Faction represented in the Knesset
- 2020–2021: Blue and White

Personal details
- Born: 11 June 1976 (age 49) Kiryat Ono, Israel

= Tehila Friedman =

Israeli lawyer and politician (born 1976)

Tehila Na'ama Friedman (תהלה נעמה פרידמן; born 11 June 1976) is an Israeli lawyer and politician. She served as a member of the Knesset for the Blue and White alliance from 2020 to 2021.

==Biography==
Friedman earned a master's degree in law at Tel Aviv University. She subsequently became chair of the Ne'emanei Torah Va'Avodah organisation.

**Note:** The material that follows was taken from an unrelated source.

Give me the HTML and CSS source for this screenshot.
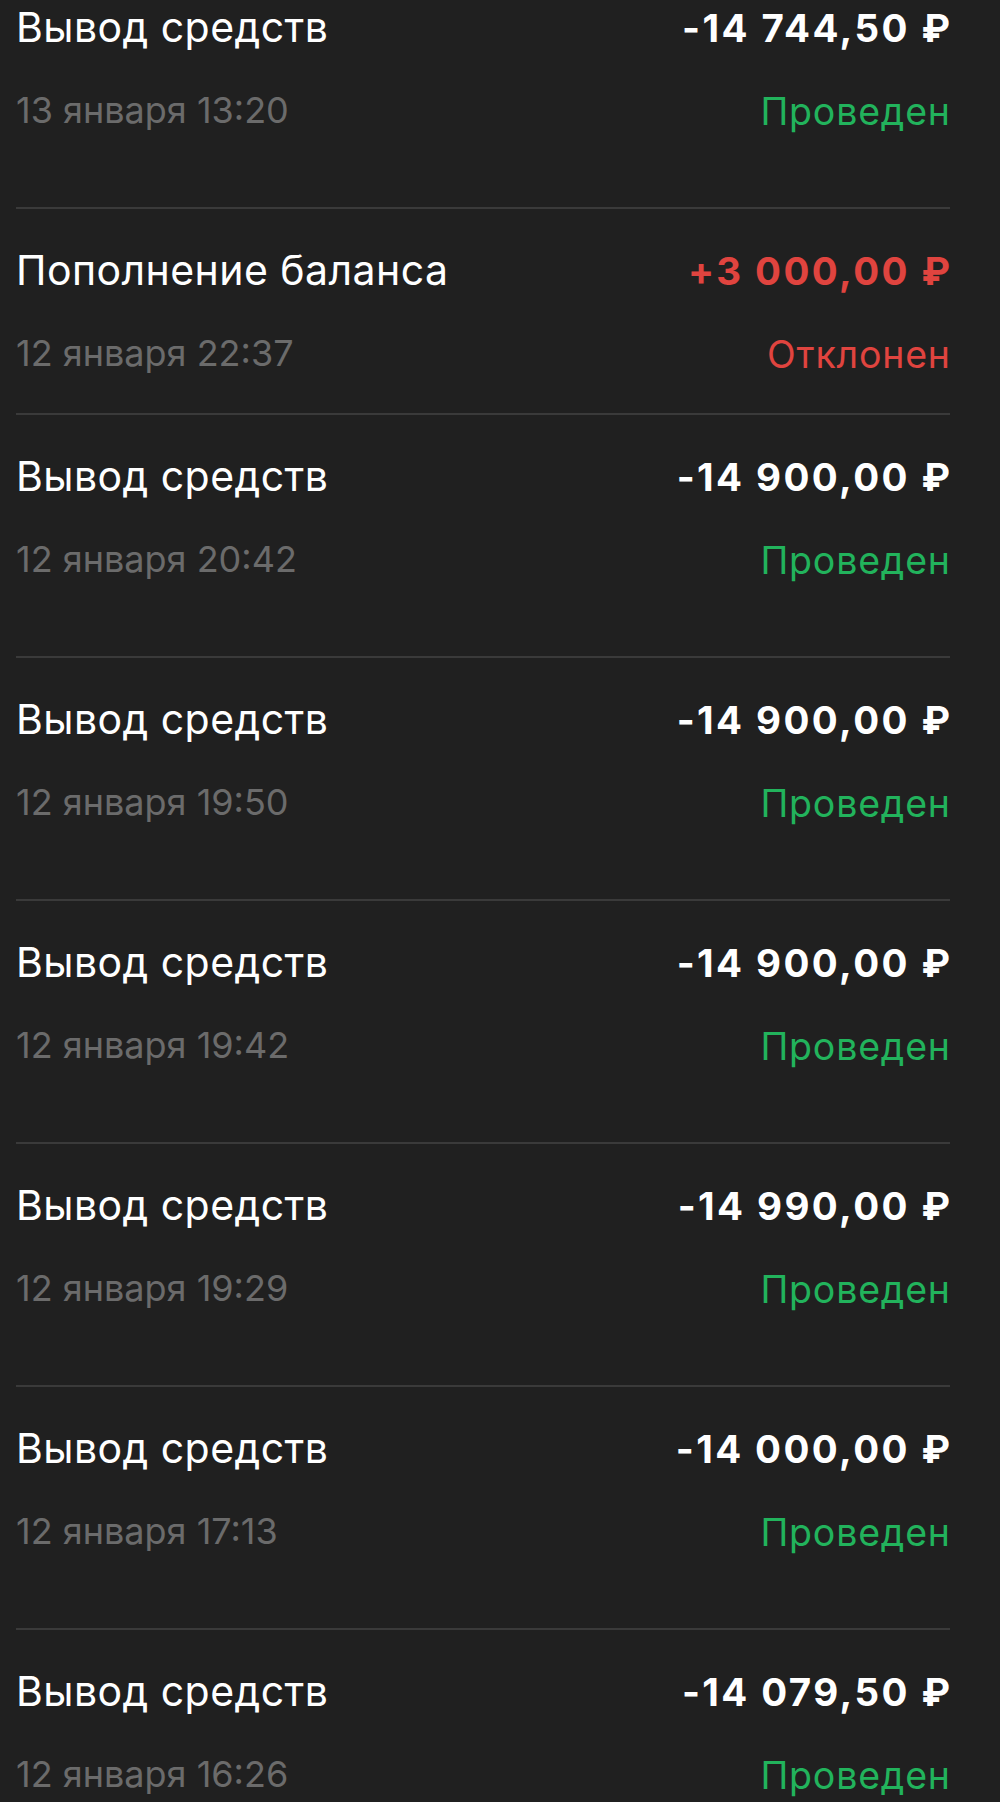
FILE: index.html
```html
<!DOCTYPE html>
<html lang="ru">
<head>
<meta charset="utf-8">
<title>Операции</title>
<link rel="stylesheet" href="styles.css">
</head>
<body>
<main class="feed">
  <section class="tx">
    <div class="tx-head"><span class="tx-title">Вывод средств</span><span class="tx-amount">-14 744,50 ₽</span></div>
    <div class="tx-meta"><span class="tx-date">13 января 13:20</span><span class="tx-status tx-status--ok">Проведен</span></div>
  </section>
  <section class="tx tx--compact">
    <div class="tx-head"><span class="tx-title">Пополнение баланса</span><span class="tx-amount tx-amount--fail">+3 000,00 ₽</span></div>
    <div class="tx-meta"><span class="tx-date">12 января 22:37</span><span class="tx-status tx-status--fail">Отклонен</span></div>
  </section>
  <section class="tx">
    <div class="tx-head"><span class="tx-title">Вывод средств</span><span class="tx-amount">-14 900,00 ₽</span></div>
    <div class="tx-meta"><span class="tx-date">12 января 20:42</span><span class="tx-status tx-status--ok">Проведен</span></div>
  </section>
  <section class="tx">
    <div class="tx-head"><span class="tx-title">Вывод средств</span><span class="tx-amount">-14 900,00 ₽</span></div>
    <div class="tx-meta"><span class="tx-date">12 января 19:50</span><span class="tx-status tx-status--ok">Проведен</span></div>
  </section>
  <section class="tx">
    <div class="tx-head"><span class="tx-title">Вывод средств</span><span class="tx-amount">-14 900,00 ₽</span></div>
    <div class="tx-meta"><span class="tx-date">12 января 19:42</span><span class="tx-status tx-status--ok">Проведен</span></div>
  </section>
  <section class="tx">
    <div class="tx-head"><span class="tx-title">Вывод средств</span><span class="tx-amount">-14 990,00 ₽</span></div>
    <div class="tx-meta"><span class="tx-date">12 января 19:29</span><span class="tx-status tx-status--ok">Проведен</span></div>
  </section>
  <section class="tx">
    <div class="tx-head"><span class="tx-title">Вывод средств</span><span class="tx-amount">-14 000,00 ₽</span></div>
    <div class="tx-meta"><span class="tx-date">12 января 17:13</span><span class="tx-status tx-status--ok">Проведен</span></div>
  </section>
  <section class="tx">
    <div class="tx-head"><span class="tx-title">Вывод средств</span><span class="tx-amount">-14 079,50 ₽</span></div>
    <div class="tx-meta"><span class="tx-date">12 января 16:26</span><span class="tx-status tx-status--ok">Проведен</span></div>
  </section>
</main>
</body>
</html>
```
FILE: styles.css
```css
html, body {
  margin: 0;
  padding: 0;
  background: #202020;
  overflow: hidden;
}

body {
  font-family: Inter, "Noto Sans", "DejaVu Sans", sans-serif;
  color: #ffffff;
}

.feed {
  display: flex;
  flex-direction: column;
  margin-top: -34px;
}

.tx {
  margin: 0 50px 0 16px;
  padding: 36px 0 75px;
  border-bottom: 2px solid #3a3a3a;
  display: flex;
  flex-direction: column;
  gap: 36px;
}

.tx--compact {
  padding-bottom: 38px;
}

.tx-head {
  display: flex;
  justify-content: space-between;
  align-items: baseline;
  height: 50px;
}

.tx-title {
  font-size: 41px;
  line-height: 50px;
  font-weight: 400;
  letter-spacing: 0.45px;
}

.tx-amount {
  font-size: 38.5px;
  line-height: 50px;
  font-weight: 700;
  letter-spacing: 2.4px;
  margin-right: -2.4px;
}

.tx-amount--fail {
  color: #e0443f;
}

.tx-meta {
  display: flex;
  justify-content: space-between;
  align-items: flex-end;
  height: 44px;
}

.tx-date {
  font-size: 36px;
  line-height: 44px;
  color: #6b6b6b;
}

.tx-status {
  font-size: 37.5px;
  line-height: 40px;
  letter-spacing: 0.8px;
  margin-right: -0.8px;
}

.tx-status--ok {
  color: #22b35c;
}

.tx-status--fail {
  color: #e0443f;
}
```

In 2018 Friedman joined Yesh Atid. When it became part of the Blue and White alliance she was placed fortieth on its list for the April 2019 elections, but the party won only 35 seats. She was given the thirty-eighth spot for the September 2019 elections, again failing to win a seat. Given the same slot for the March 2020 elections, she again failed to win a seat, but entered the Knesset on 19 June as a replacement for Michael Biton, who had resigned his seat under the Norwegian Law after being appointed to the cabinet. Between the election and entering the Knesset she defected to the Israel Resilience Party after Yesh Atid left the Blue and White alliance. She lost her seat in the 2021 elections.